The author puts forward a thesis I wanted to explore in this blog, even though I've made a commitment to use the daily Mass readings. But, of course, I found my answer or at least my prompt in the readings today. I really need to trust in the Lord sometimes. If nothing else, I've learned that this week. When I have been cradled in the palm of His hand and feeling like I am just along for the ride.
Jeanette Winterstone posits that there are only 3 real endings: revenge, tragedy, and forgiveness.
There's a kind of balance to it. Tragedy is where everything starts out precious and glorious but delicate and ends in ashes and ruin. Forgiveness is when thing are terrible and broken but then through love and chance everything is better and whole again or at least made new.
Revenge then is something terrible happening and something terrible happening in return. Both sides of the coin are bad.
Can we have a story that is good straight way through? Can we have a life, if not a story? If stories are conflict, and our stories are how we expect the world to be, then what does that say of our lives?
In answer to this query from a novelist, the Catholic Church poses a riddle of juxtaposition. It's a trio contained a pair of contradictions.
Seriously, read it.
First, Moses tells us that we have two choices for our path in life. Life and Death, Good and Bad, Sin and Righteousness, God's favor or God's scorn. We choose by our actions.
And at first glance, the psalm gives us a glimpse of what that life would look like if we made the appropriate choice. God is with us. Our way is easy, our burden so light, our enemies flee like chaff before us.
But the gospel promise reminds us what followed Moses's promise and directly contradicts the psalm. The Way of Life was to start a war to uproot the people settled in the Holy Land. The Good Way, the Easier, Light Yoke involved years of bloodshed and difficulty.

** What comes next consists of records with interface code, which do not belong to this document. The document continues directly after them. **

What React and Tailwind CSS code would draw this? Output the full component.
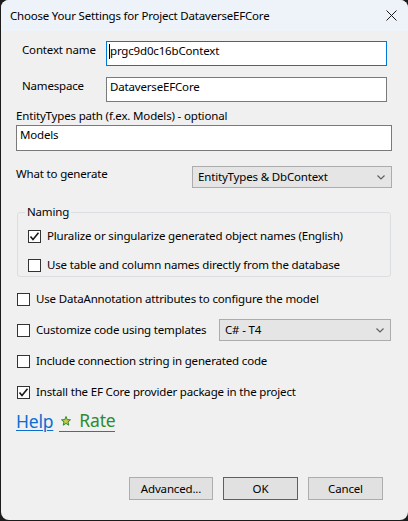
import React from "react";

function Check({ checked }) {
  return (
    <span className="w-[13px] h-[13px] shrink-0 border border-[#333333] bg-white flex items-center justify-center">
      {checked && (
        <svg width="11" height="11" viewBox="0 0 11 11">
          <path d="M1.5 5.5 L4 8.5 L9.5 1.8" fill="none" stroke="#1a1a1a" strokeWidth="1.6" />
        </svg>
      )}
    </span>
  );
}

function Chevron() {
  return (
    <svg width="8" height="5" viewBox="0 0 8 5" className="shrink-0">
      <path d="M0.5 0.5 L4 4 L7.5 0.5" fill="none" stroke="#606060" strokeWidth="1.2" />
    </svg>
  );
}

function Select({ value, className }) {
  return (
    <div className={"border border-[#acacac] bg-[#e5e5e5] flex items-center justify-between pl-[5px] pr-[6px] " + className}>
      <span className="whitespace-nowrap">{value}</span>
      <Chevron />
    </div>
  );
}

function Btn({ children, primary }) {
  return (
    <div
      className={
        "w-[75px] h-[23px] flex items-center justify-center bg-[#e1e1e1] border " +
        (primary ? "border-[#0078d7]" : "border-[#adadad]")
      }
    >
      {children}
    </div>
  );
}

export default function App() {
  return (
    <div className="w-[408px] h-[521px] bg-[#1c1c1c] font-['Segoe_UI','Noto_Sans',sans-serif] text-[11.5px] tracking-[-0.17px] leading-[16px] text-black whitespace-nowrap">
      <div className="ml-px w-[407px] h-[520px] rounded-[8px] bg-[#f0f0f0] overflow-hidden flex flex-col">
        {/* title bar */}
        <div className="h-[31px] bg-[#eef3f9] flex items-center justify-between pl-[9px] pr-[11px] shrink-0">
          <span className="text-[11.5px] tracking-[-0.2px]">Choose Your Settings for Project DataverseEFCore</span>
          <svg width="11" height="11" viewBox="0 0 11 11">
            <path d="M0.5 0.5 L10.5 10.5 M10.5 0.5 L0.5 10.5" stroke="#1a1a1a" strokeWidth="1" />
          </svg>
        </div>

        {/* Context name */}
        <div className="mt-[10px] h-[25px] flex items-start">
          <span className="ml-[21px] w-[84px] pt-[1px]">Context name</span>
          <div className="w-[281px] h-[25px] bg-white border border-[#0078d7] pl-[2px] pt-[1px] flex items-start">
            <span className="w-px h-[15px] bg-black mt-[1px]"></span>
            <span>prgc9d0c16bContext</span>
          </div>
        </div>

        {/* Namespace */}
        <div className="mt-[11px] h-[25px] flex items-start">
          <span className="ml-[21px] w-[84px] pt-[1px]">Namespace</span>
          <div className="w-[281px] h-[25px] bg-white border border-[#7a7a7a] pl-[3px] pt-[1px]">
            DataverseEFCore
          </div>
        </div>

        {/* EntityTypes path */}
        <div className="mt-[6px] ml-[15px]">EntityTypes path (f.ex. Models) - optional</div>
        <div className="mt-[1px] ml-[15px] w-[376px] h-[26px] bg-white border border-[#7a7a7a] pl-[3px] pt-[1px]">
          Models
        </div>

        {/* What to generate */}
        <div className="mt-[15px] h-[22px] flex items-start">
          <span className="ml-[15px] w-[176px] pt-[0px]">What to generate</span>
          <Select value="EntityTypes & DbContext" className="w-[200px] h-[22px]" />
        </div>

        {/* Naming group */}
        <div className="relative mt-[24px] ml-[16px] w-[374px] h-[65px] border border-[#dadee3] rounded-[3px]">
          <span className="absolute -top-[9px] left-[7px] px-[2px] bg-[#f0f0f0] leading-[16px]">Naming</span>
          <div className="mt-[15px] ml-[10px] flex items-center gap-[6px]">
            <Check checked />
            <span>Pluralize or singularize generated object names (English)</span>
          </div>
          <div className="mt-[13px] ml-[10px] flex items-center gap-[6px]">
            <Check />
            <span>Use table and column names directly from the database</span>
          </div>
        </div>

        {/* options */}
        <div className="mt-[14px] ml-[16px] flex items-center gap-[6px] h-[16px]">
          <Check />
          <span>Use DataAnnotation attributes to configure the model</span>
        </div>

        <div className="mt-[12px] ml-[16px] flex items-center h-[22px]">
          <Check />
          <span className="ml-[6px] w-[183px]">Customize code using templates</span>
          <Select value="C# - T4" className="w-[172px] h-[22px]" />
        </div>

        <div className="mt-[12px] ml-[16px] flex items-center gap-[6px] h-[16px]">
          <Check />
          <span>Include connection string in generated code</span>
        </div>

        <div className="mt-[15px] ml-[16px] flex items-center gap-[6px] h-[16px]">
          <Check checked />
          <span>Install the EF Core provider package in the project</span>
        </div>

        {/* links */}
        <div className="mt-[10px] ml-[15px] flex items-center text-[17.5px] tracking-[-0.2px] leading-[22px]">
          <span className="text-[#0a6ed1] underline decoration-1 underline-offset-[2px]">Help</span>
          <span className="ml-[6px] text-[#2e8b2e] border-b border-[#2e8b2e] flex items-center leading-[21px]">
            <svg width="10" height="10" viewBox="0 0 10 10" className="ml-[2px] mr-[8px]">
              <path
                d="M5 0.5 L6.2 3.6 L9.5 3.8 L7 5.9 L7.8 9.2 L5 7.4 L2.2 9.2 L3 5.9 L0.5 3.8 L3.8 3.6 Z"
                fill="#c8c84a"
                stroke="#2e8b2e"
                strokeWidth="1"
              />
            </svg>
            Rate
          </span>
        </div>

        {/* buttons */}
        <div className="mt-auto mb-[20px] mr-[25px] flex justify-end gap-[10px]">
          <div className="w-[84px] h-[23px] flex items-center justify-center bg-[#e1e1e1] border border-[#adadad]">
            Advanced...
          </div>
          <Btn primary>OK</Btn>
          <Btn>Cancel</Btn>
        </div>
      </div>
    </div>
  );
}
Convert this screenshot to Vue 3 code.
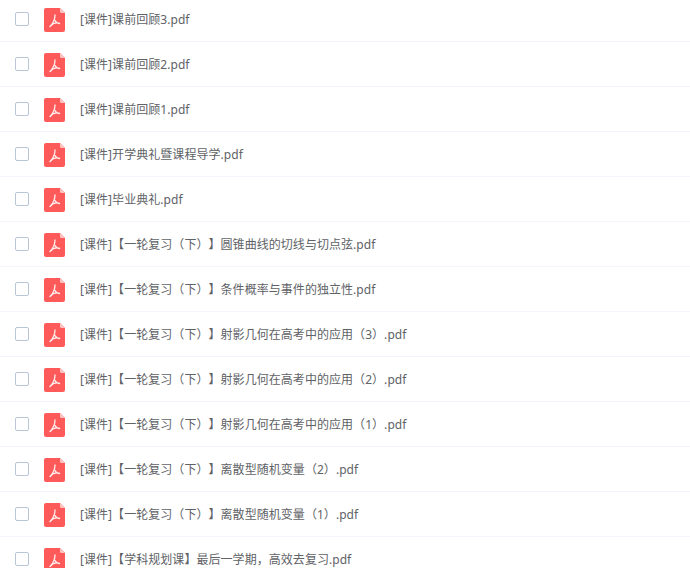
<script setup>
const files = [
  '[课件]课前回顾3.pdf',
  '[课件]课前回顾2.pdf',
  '[课件]课前回顾1.pdf',
  '[课件]开学典礼暨课程导学.pdf',
  '[课件]毕业典礼.pdf',
  '[课件]【一轮复习（下）】圆锥曲线的切线与切点弦.pdf',
  '[课件]【一轮复习（下）】条件概率与事件的独立性.pdf',
  '[课件]【一轮复习（下）】射影几何在高考中的应用（3）.pdf',
  '[课件]【一轮复习（下）】射影几何在高考中的应用（2）.pdf',
  '[课件]【一轮复习（下）】射影几何在高考中的应用（1）.pdf',
  '[课件]【一轮复习（下）】离散型随机变量（2）.pdf',
  '[课件]【一轮复习（下）】离散型随机变量（1）.pdf',
  '[课件]【学科规划课】最后一学期，高效去复习.pdf',
];
</script>

<template>
  <main class="list">
    <div v-for="file in files" :key="file" class="row">
      <span class="check"></span>
      <svg class="pdf" width="21" height="24" viewBox="0 0 21 24">
        <path d="M2 0H16L21 5V22a2 2 0 0 1-2 2H2a2 2 0 0 1-2-2V2a2 2 0 0 1 2-2Z" fill="#ff5a5a" />
        <path d="M16 0L21 5H17.500A1.500 1.500 0 0 1 16 3.500Z" fill="#ffc4c4" />
        <path d="M11 7C11 11 9.500 15 6 18.500M11 12.500C12 14.500 14 15.500 16 15.500C13 14.500 9 15 6 18.500" fill="none" stroke="#fff" stroke-opacity=".9" stroke-width="1.300" stroke-linecap="round" />
      </svg>
      <span class="name">{{ file }}</span>
    </div>
  </main>
</template>

<style scoped>
.list {
  height: 568px;
  overflow: hidden;
}

.row {
  height: 45px;
  box-sizing: border-box;
  border-bottom: 1px solid #f2f6fc;
  display: flex;
  align-items: center;
  padding-left: 15px;
}

.row:first-child {
  margin-top: -3px;
}

.check {
  width: 14px;
  height: 14px;
  box-sizing: border-box;
  border: 1px solid #b8c6d6;
  border-radius: 2px;
  background-color: #fff;
  flex: none;
}

.pdf {
  margin-left: 15px;
  margin-top: 2px;
  flex: none;
}

.name {
  margin-left: 15px;
  margin-bottom: 1px;
  font-family: "Noto Sans", "Noto Sans CJK SC", sans-serif;
  font-size: 12px;
  letter-spacing: 0.05px;
  color: #606266;
  white-space: nowrap;
  text-spacing-trim: space-all;
}
</style>

<style>
body {
  background-color: #fff;
}
</style>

And Jesus tells us that He will suffer persecution and that anyone who would follow Him must take up His cross in order to follow. We don't want to be the easy street that leads to tragedy. So we must take the messy road that leads to the work of forgiveness. It's easy compared to the Revenge Route, which is dark the whole way, and it has a better ending than what might be tempting about the bright path that will descend into tragedy.
But it takes real faith to walk that way. To look at the light yoke we are promised by Moses and the psalm as we live the reality of the cross Jesus asks us to take on our backs, as we fight the battles Joshua leads us into. As we do the awkward, painful, messy work of redemption and forgiveness.
It's so much harder and more awkward and weirder and uncomfortable to forgive. To keep instead of cut. To open instead of shut.
But of the endings we have for choice, it is the best path. We walk by faith and not by sight. One of the three roads looks like the best when you set out. The bright, wide pathway. It takes faith to follow instead the narrow road.